Europe is heading for a certain legal showdown with the USA over its plans to include foreign carriers flying to the 25 European Union member states in its emissions trading scheme.

US assistant secretary of transport Andrew Steinberg last week warned at a Brussels media briefing that European Commission proposals to extend the existing scheme to aviation breaches the 1947 Chicago Convention on international air travel, and would fail any legal challenge.

"These proposals, if they include international aviation, do not have much chance of standing an international legal challenge. The objective of reducing aviation's environmental footprint is not a point of big disagreement the question is how to do it," said Steinberg.

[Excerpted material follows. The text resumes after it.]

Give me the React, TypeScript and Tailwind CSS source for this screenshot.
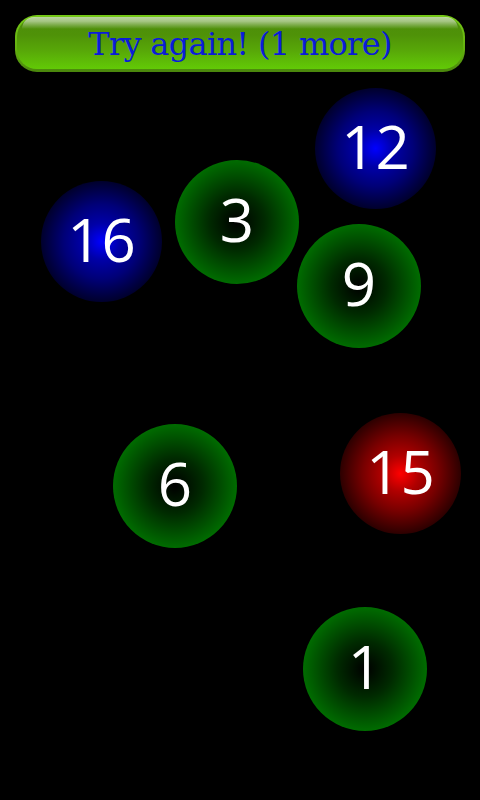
function Ball({ n, x, y, kind }: { n: number; x: number; y: number; kind: "green" | "blue" | "red" }) {
  const cls =
    kind === "green"
      ? "w-[124px] h-[124px] bg-[radial-gradient(circle_closest-side,#000000_0%,#002a00_45%,#006c00_100%)]"
      : kind === "blue"
        ? "w-[121px] h-[121px] bg-[radial-gradient(circle_closest-side,#0000ff_0%,#0000a8_30%,#000078_62%,#00002c_100%)]"
        : "w-[121px] h-[121px] bg-[radial-gradient(circle_closest-side,#ff0000_0%,#b00000_30%,#780000_62%,#2c0000_100%)]";
  return (
    <div
      className={`absolute rounded-full flex items-center justify-center text-white text-[60px] leading-none pb-[6px] font-['Open_Sans','Noto_Sans',sans-serif] ${cls}`}
      style={{ left: x, top: y }}
    >
      {n}
    </div>
  );
}

export default function App() {
  return (
    <div className="relative w-[480px] h-[800px] bg-black overflow-hidden">
      <div className="pt-[15px] px-[15px]">
        <div className="relative h-[57px] w-[450px] rounded-[22px] bg-[linear-gradient(180deg,#74c816_0%,#64b010_60%,#4a860c_100%)] p-[2px] pb-[3px]">
          <div className="h-full rounded-[20px] flex items-center justify-center bg-[linear-gradient(180deg,#4c8c0a_0%,#4f9208_35%,#58a808_65%,#62ca06_100%)]">
            <span className="text-[#0a1cd8] text-[32px] leading-none pt-[2px] font-['DejaVu_Serif',serif] tracking-[-0.7px]">Try again! (1 more)</span>
          </div>
          <div className="absolute top-[2px] left-[7px] right-[7px] h-[12px] rounded-t-[18px] bg-[linear-gradient(180deg,rgba(255,255,255,0.62)_0%,rgba(255,255,255,0.5)_35%,rgba(255,255,255,0)_100%)]" />
        </div>
      </div>
      <Ball n={12} x={315} y={88} kind="blue" />
      <Ball n={3} x={175} y={160} kind="green" />
      <Ball n={9} x={297} y={224} kind="green" />
      <Ball n={16} x={41} y={181} kind="blue" />
      <Ball n={6} x={113} y={424} kind="green" />
      <Ball n={15} x={340} y={413} kind="red" />
      <Ball n={1} x={303} y={607} kind="green" />
    </div>
  );
}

He said a challenge could be mounted independently by an airline, by a nation state through its own justice system on the grounds of a breach of a bilateral agreements, or through the International Civil Aviation Organisation's dispute resolution procedure.

Steinberg denied the USA was protecting its own airlines, where two-thirds of traffic is domestic, but pointed to the likely consequence of a large percentage of non-EU-bound traffic using European hubs - such as Asian carriers - electing to avoid Europe.

He said that the USA had "not categorically rejected anything. We just would think that if you want to do something that has never been tried before it should be done in a more studied, deliberate fashion."

US Federal Aviation Administration environment director Carl Burleson added that the USA is poised "to have guidance ready this fall, but on the basis of mutual consent". That guidance would centre on four operational areas, and will be presented to ICAO's Committee on Aviation Environmental Protection (CAEP) in time for the organisation's next assembly in September 2007.

The EC, meanwhile, insists its plan - due to be presented on 20 December - is ICAO-compatible and that it was ICAO itself that endorsed the establishment of an integrated trading scheme. A senior EC source said the US official's comments were an example of "bullying scare tactics" designed to influence member states.